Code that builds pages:
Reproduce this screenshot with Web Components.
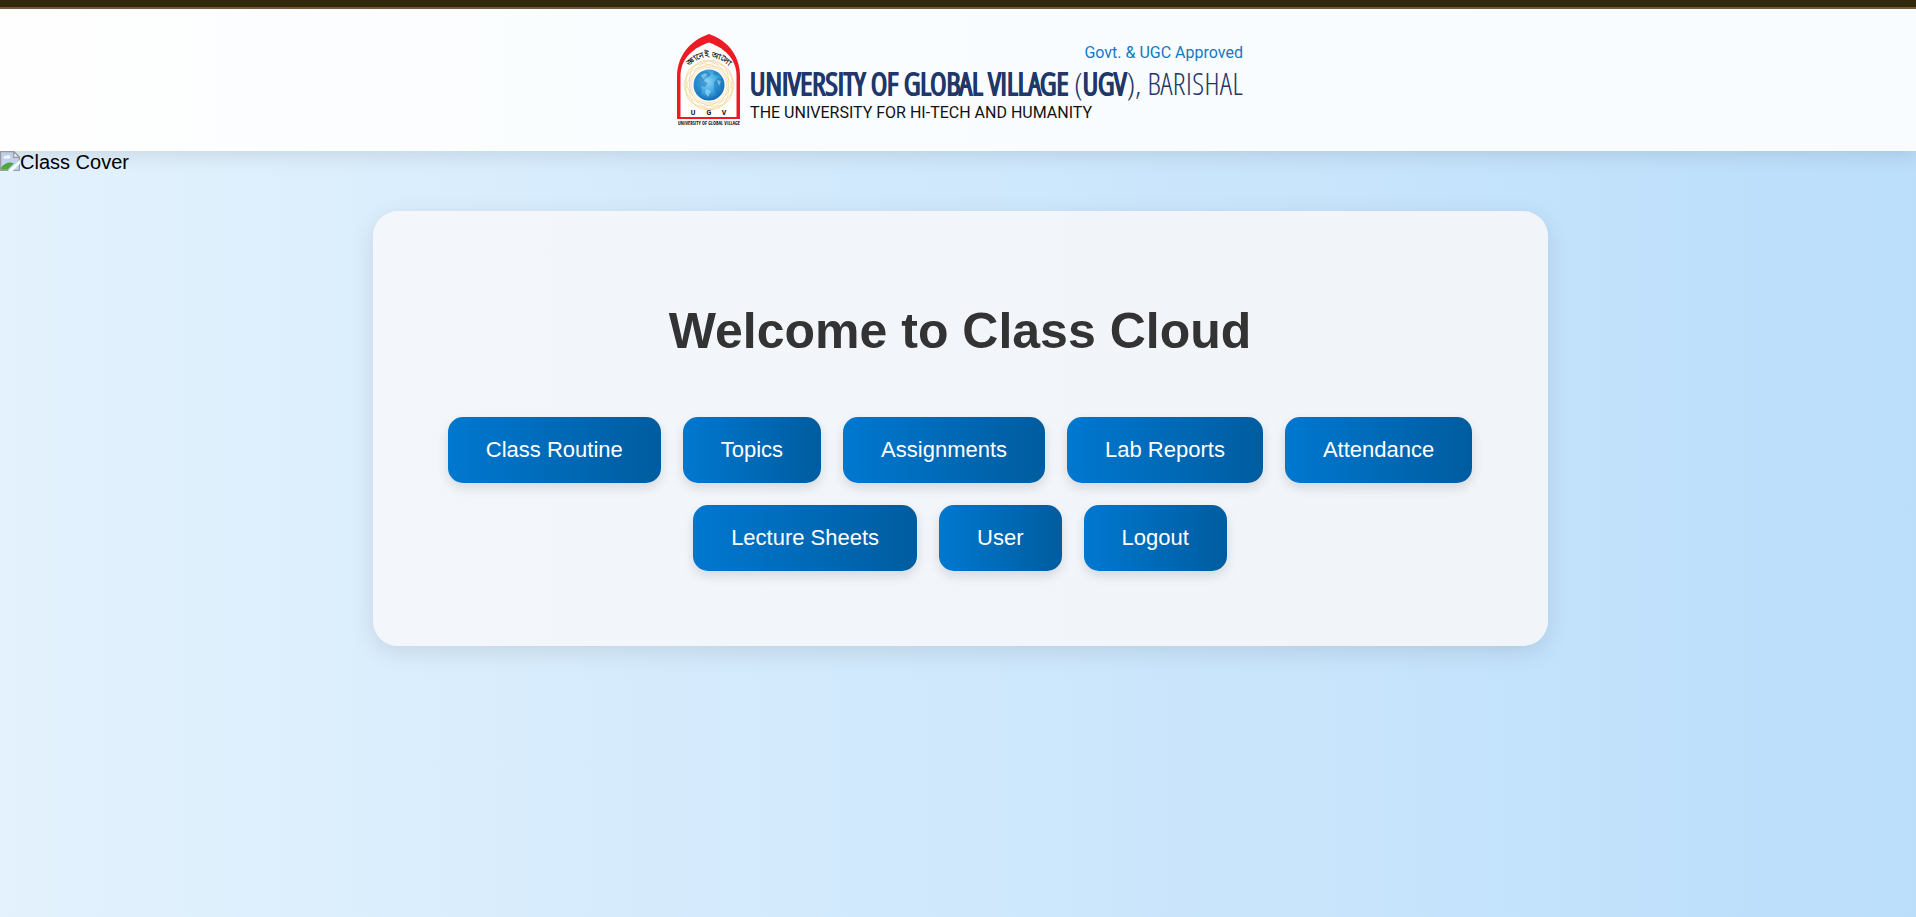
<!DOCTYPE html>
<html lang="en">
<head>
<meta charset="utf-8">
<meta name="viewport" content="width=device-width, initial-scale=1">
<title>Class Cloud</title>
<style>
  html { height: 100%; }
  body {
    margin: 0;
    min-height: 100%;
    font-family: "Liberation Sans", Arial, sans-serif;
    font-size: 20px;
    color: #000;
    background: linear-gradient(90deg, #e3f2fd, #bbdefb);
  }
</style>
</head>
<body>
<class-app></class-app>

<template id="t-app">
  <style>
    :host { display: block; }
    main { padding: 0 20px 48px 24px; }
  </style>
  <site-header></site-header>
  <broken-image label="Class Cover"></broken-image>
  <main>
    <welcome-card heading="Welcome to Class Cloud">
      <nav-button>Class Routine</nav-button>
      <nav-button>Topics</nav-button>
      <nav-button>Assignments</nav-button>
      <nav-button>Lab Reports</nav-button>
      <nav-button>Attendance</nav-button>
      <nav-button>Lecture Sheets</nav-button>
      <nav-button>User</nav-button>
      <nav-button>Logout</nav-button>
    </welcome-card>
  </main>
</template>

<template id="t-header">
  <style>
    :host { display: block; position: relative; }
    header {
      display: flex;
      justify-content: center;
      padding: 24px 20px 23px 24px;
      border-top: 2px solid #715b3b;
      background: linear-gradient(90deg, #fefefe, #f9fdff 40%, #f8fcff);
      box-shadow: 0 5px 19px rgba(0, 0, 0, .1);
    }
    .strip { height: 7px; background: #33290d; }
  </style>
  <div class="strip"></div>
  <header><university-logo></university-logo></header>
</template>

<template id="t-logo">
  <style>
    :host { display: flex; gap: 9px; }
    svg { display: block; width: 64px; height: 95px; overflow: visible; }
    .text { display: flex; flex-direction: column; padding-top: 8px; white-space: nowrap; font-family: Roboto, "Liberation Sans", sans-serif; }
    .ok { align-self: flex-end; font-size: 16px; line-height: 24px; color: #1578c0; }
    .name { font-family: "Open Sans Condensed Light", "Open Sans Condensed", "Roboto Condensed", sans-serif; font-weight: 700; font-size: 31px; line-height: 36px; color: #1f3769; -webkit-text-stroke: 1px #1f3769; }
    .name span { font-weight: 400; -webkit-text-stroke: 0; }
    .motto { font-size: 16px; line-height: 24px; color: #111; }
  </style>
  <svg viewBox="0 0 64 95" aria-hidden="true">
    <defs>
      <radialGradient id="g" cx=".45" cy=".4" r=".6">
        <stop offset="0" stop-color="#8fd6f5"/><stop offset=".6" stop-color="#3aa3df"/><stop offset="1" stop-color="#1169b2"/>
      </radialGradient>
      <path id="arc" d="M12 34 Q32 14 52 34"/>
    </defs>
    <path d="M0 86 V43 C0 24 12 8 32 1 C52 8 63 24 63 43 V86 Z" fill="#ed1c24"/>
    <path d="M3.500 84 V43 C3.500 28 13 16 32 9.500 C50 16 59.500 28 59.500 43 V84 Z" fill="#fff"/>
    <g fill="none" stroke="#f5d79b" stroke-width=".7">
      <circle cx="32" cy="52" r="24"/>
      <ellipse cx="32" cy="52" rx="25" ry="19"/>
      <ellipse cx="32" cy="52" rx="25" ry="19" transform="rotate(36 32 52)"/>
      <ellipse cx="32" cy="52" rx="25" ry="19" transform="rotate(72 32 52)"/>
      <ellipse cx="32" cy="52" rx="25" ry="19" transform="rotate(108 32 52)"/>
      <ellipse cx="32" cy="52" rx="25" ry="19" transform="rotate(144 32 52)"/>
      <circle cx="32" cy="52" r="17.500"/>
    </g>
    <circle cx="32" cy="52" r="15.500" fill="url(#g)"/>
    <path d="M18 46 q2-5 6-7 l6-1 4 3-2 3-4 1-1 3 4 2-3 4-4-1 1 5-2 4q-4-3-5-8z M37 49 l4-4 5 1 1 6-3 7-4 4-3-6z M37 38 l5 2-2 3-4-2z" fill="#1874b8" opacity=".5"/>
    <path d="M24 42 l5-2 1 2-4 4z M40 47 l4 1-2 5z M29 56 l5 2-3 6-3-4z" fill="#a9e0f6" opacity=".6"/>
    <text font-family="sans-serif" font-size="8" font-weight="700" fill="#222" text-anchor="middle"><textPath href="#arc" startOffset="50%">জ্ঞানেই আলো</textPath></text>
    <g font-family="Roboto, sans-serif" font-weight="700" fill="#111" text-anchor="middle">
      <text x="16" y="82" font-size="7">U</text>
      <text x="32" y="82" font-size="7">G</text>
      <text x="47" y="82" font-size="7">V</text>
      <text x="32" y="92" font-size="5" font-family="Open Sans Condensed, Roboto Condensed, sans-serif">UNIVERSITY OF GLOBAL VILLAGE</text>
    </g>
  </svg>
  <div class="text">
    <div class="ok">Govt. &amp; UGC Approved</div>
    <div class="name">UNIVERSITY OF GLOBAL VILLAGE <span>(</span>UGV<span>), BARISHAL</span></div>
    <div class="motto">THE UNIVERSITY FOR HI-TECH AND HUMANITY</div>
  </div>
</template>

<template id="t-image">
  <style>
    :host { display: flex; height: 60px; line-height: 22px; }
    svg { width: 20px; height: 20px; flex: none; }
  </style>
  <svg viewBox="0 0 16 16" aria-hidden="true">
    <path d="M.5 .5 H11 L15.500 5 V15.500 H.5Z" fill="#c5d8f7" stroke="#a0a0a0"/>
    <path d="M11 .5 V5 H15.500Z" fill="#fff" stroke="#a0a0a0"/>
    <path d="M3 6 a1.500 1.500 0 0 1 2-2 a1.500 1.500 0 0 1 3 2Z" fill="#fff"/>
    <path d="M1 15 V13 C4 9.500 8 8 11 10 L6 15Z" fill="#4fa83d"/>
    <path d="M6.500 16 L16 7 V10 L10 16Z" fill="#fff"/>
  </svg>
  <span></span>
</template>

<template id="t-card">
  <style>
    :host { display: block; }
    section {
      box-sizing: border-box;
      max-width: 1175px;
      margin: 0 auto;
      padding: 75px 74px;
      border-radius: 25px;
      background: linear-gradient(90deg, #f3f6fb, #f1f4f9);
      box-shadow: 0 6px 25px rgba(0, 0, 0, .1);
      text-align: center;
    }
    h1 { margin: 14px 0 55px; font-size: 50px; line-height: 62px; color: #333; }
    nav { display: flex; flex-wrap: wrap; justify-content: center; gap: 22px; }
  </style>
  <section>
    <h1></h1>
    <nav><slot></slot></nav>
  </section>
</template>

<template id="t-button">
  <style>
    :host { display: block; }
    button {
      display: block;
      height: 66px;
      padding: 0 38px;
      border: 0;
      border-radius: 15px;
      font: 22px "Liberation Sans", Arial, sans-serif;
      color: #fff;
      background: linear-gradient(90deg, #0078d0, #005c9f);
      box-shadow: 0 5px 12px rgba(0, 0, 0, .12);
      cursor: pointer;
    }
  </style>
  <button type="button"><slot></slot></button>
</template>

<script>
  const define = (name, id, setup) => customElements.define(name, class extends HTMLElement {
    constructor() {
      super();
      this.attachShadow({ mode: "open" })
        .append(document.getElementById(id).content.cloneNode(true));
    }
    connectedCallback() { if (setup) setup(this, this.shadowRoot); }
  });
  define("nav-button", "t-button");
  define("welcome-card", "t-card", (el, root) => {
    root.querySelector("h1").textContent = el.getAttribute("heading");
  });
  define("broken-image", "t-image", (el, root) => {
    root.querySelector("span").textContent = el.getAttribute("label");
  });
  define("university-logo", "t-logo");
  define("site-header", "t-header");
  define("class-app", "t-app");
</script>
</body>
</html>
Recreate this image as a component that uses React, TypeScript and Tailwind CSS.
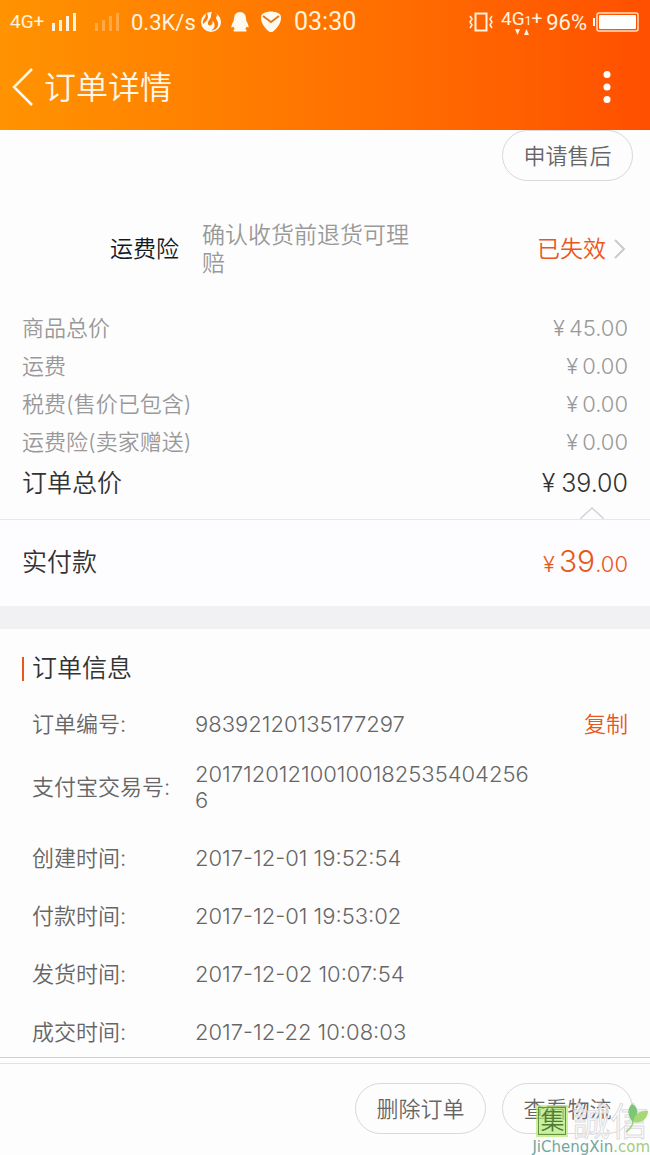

▶ _What to produce_:
Keep the pictures out of the copy and write out the data exactly as it stands.

▶ _Written solution_:
Reproduce this screenshot with Web Components.
<!DOCTYPE html>
<html lang="en">
<head>
<meta charset="utf-8">
<meta name="viewport" content="width=device-width, initial-scale=1">
<title>Class Cloud</title>
<style>
  html { height: 100%; }
  body {
    margin: 0;
    min-height: 100%;
    font-family: "Liberation Sans", Arial, sans-serif;
    font-size: 20px;
    color: #000;
    background: linear-gradient(90deg, #e3f2fd, #bbdefb);
  }
</style>
</head>
<body>
<class-app></class-app>

<template id="t-app">
  <style>
    :host { display: block; }
    main { padding: 0 20px 48px 24px; }
  </style>
  <site-header></site-header>
  <broken-image label="Class Cover"></broken-image>
  <main>
    <welcome-card heading="Welcome to Class Cloud">
      <nav-button>Class Routine</nav-button>
      <nav-button>Topics</nav-button>
      <nav-button>Assignments</nav-button>
      <nav-button>Lab Reports</nav-button>
      <nav-button>Attendance</nav-button>
      <nav-button>Lecture Sheets</nav-button>
      <nav-button>User</nav-button>
      <nav-button>Logout</nav-button>
    </welcome-card>
  </main>
</template>

<template id="t-header">
  <style>
    :host { display: block; position: relative; }
    header {
      display: flex;
      justify-content: center;
      padding: 24px 20px 23px 24px;
      border-top: 2px solid #715b3b;
      background: linear-gradient(90deg, #fefefe, #f9fdff 40%, #f8fcff);
      box-shadow: 0 5px 19px rgba(0, 0, 0, .1);
    }
    .strip { height: 7px; background: #33290d; }
  </style>
  <div class="strip"></div>
  <header><university-logo></university-logo></header>
</template>

<template id="t-logo">
  <style>
    :host { display: flex; gap: 9px; }
    svg { display: block; width: 64px; height: 95px; overflow: visible; }
    .text { display: flex; flex-direction: column; padding-top: 8px; white-space: nowrap; font-family: Roboto, "Liberation Sans", sans-serif; }
    .ok { align-self: flex-end; font-size: 16px; line-height: 24px; color: #1578c0; }
    .name { font-family: "Open Sans Condensed Light", "Open Sans Condensed", "Roboto Condensed", sans-serif; font-weight: 700; font-size: 31px; line-height: 36px; color: #1f3769; -webkit-text-stroke: 1px #1f3769; }
    .name span { font-weight: 400; -webkit-text-stroke: 0; }
    .motto { font-size: 16px; line-height: 24px; color: #111; }
  </style>
  <svg viewBox="0 0 64 95" aria-hidden="true">
    <defs>
      <radialGradient id="g" cx=".45" cy=".4" r=".6">
        <stop offset="0" stop-color="#8fd6f5"/><stop offset=".6" stop-color="#3aa3df"/><stop offset="1" stop-color="#1169b2"/>
      </radialGradient>
      <path id="arc" d="M12 34 Q32 14 52 34"/>
    </defs>
    <path d="M0 86 V43 C0 24 12 8 32 1 C52 8 63 24 63 43 V86 Z" fill="#ed1c24"/>
    <path d="M3.500 84 V43 C3.500 28 13 16 32 9.500 C50 16 59.500 28 59.500 43 V84 Z" fill="#fff"/>
    <g fill="none" stroke="#f5d79b" stroke-width=".7">
      <circle cx="32" cy="52" r="24"/>
      <ellipse cx="32" cy="52" rx="25" ry="19"/>
      <ellipse cx="32" cy="52" rx="25" ry="19" transform="rotate(36 32 52)"/>
      <ellipse cx="32" cy="52" rx="25" ry="19" transform="rotate(72 32 52)"/>
      <ellipse cx="32" cy="52" rx="25" ry="19" transform="rotate(108 32 52)"/>
      <ellipse cx="32" cy="52" rx="25" ry="19" transform="rotate(144 32 52)"/>
      <circle cx="32" cy="52" r="17.500"/>
    </g>
    <circle cx="32" cy="52" r="15.500" fill="url(#g)"/>
    <path d="M18 46 q2-5 6-7 l6-1 4 3-2 3-4 1-1 3 4 2-3 4-4-1 1 5-2 4q-4-3-5-8z M37 49 l4-4 5 1 1 6-3 7-4 4-3-6z M37 38 l5 2-2 3-4-2z" fill="#1874b8" opacity=".5"/>
    <path d="M24 42 l5-2 1 2-4 4z M40 47 l4 1-2 5z M29 56 l5 2-3 6-3-4z" fill="#a9e0f6" opacity=".6"/>
    <text font-family="sans-serif" font-size="8" font-weight="700" fill="#222" text-anchor="middle"><textPath href="#arc" startOffset="50%">জ্ঞানেই আলো</textPath></text>
    <g font-family="Roboto, sans-serif" font-weight="700" fill="#111" text-anchor="middle">
      <text x="16" y="82" font-size="7">U</text>
      <text x="32" y="82" font-size="7">G</text>
      <text x="47" y="82" font-size="7">V</text>
      <text x="32" y="92" font-size="5" font-family="Open Sans Condensed, Roboto Condensed, sans-serif">UNIVERSITY OF GLOBAL VILLAGE</text>
    </g>
  </svg>
  <div class="text">
    <div class="ok">Govt. &amp; UGC Approved</div>
    <div class="name">UNIVERSITY OF GLOBAL VILLAGE <span>(</span>UGV<span>), BARISHAL</span></div>
    <div class="motto">THE UNIVERSITY FOR HI-TECH AND HUMANITY</div>
  </div>
</template>

<template id="t-image">
  <style>
    :host { display: flex; height: 60px; line-height: 22px; }
    svg { width: 20px; height: 20px; flex: none; }
  </style>
  <svg viewBox="0 0 16 16" aria-hidden="true">
    <path d="M.5 .5 H11 L15.500 5 V15.500 H.5Z" fill="#c5d8f7" stroke="#a0a0a0"/>
    <path d="M11 .5 V5 H15.500Z" fill="#fff" stroke="#a0a0a0"/>
    <path d="M3 6 a1.500 1.500 0 0 1 2-2 a1.500 1.500 0 0 1 3 2Z" fill="#fff"/>
    <path d="M1 15 V13 C4 9.500 8 8 11 10 L6 15Z" fill="#4fa83d"/>
    <path d="M6.500 16 L16 7 V10 L10 16Z" fill="#fff"/>
  </svg>
  <span></span>
</template>

<template id="t-card">
  <style>
    :host { display: block; }
    section {
      box-sizing: border-box;
      max-width: 1175px;
      margin: 0 auto;
      padding: 75px 74px;
      border-radius: 25px;
      background: linear-gradient(90deg, #f3f6fb, #f1f4f9);
      box-shadow: 0 6px 25px rgba(0, 0, 0, .1);
      text-align: center;
    }
    h1 { margin: 14px 0 55px; font-size: 50px; line-height: 62px; color: #333; }
    nav { display: flex; flex-wrap: wrap; justify-content: center; gap: 22px; }
  </style>
  <section>
    <h1></h1>
    <nav><slot></slot></nav>
  </section>
</template>

<template id="t-button">
  <style>
    :host { display: block; }
    button {
      display: block;
      height: 66px;
      padding: 0 38px;
      border: 0;
      border-radius: 15px;
      font: 22px "Liberation Sans", Arial, sans-serif;
      color: #fff;
      background: linear-gradient(90deg, #0078d0, #005c9f);
      box-shadow: 0 5px 12px rgba(0, 0, 0, .12);
      cursor: pointer;
    }
  </style>
  <button type="button"><slot></slot></button>
</template>

<script>
  const define = (name, id, setup) => customElements.define(name, class extends HTMLElement {
    constructor() {
      super();
      this.attachShadow({ mode: "open" })
        .append(document.getElementById(id).content.cloneNode(true));
    }
    connectedCallback() { if (setup) setup(this, this.shadowRoot); }
  });
  define("nav-button", "t-button");
  define("welcome-card", "t-card", (el, root) => {
    root.querySelector("h1").textContent = el.getAttribute("heading");
  });
  define("broken-image", "t-image", (el, root) => {
    root.querySelector("span").textContent = el.getAttribute("label");
  });
  define("university-logo", "t-logo");
  define("site-header", "t-header");
  define("class-app", "t-app");
</script>
</body>
</html>
Recreate this image as a component that uses React, TypeScript and Tailwind CSS.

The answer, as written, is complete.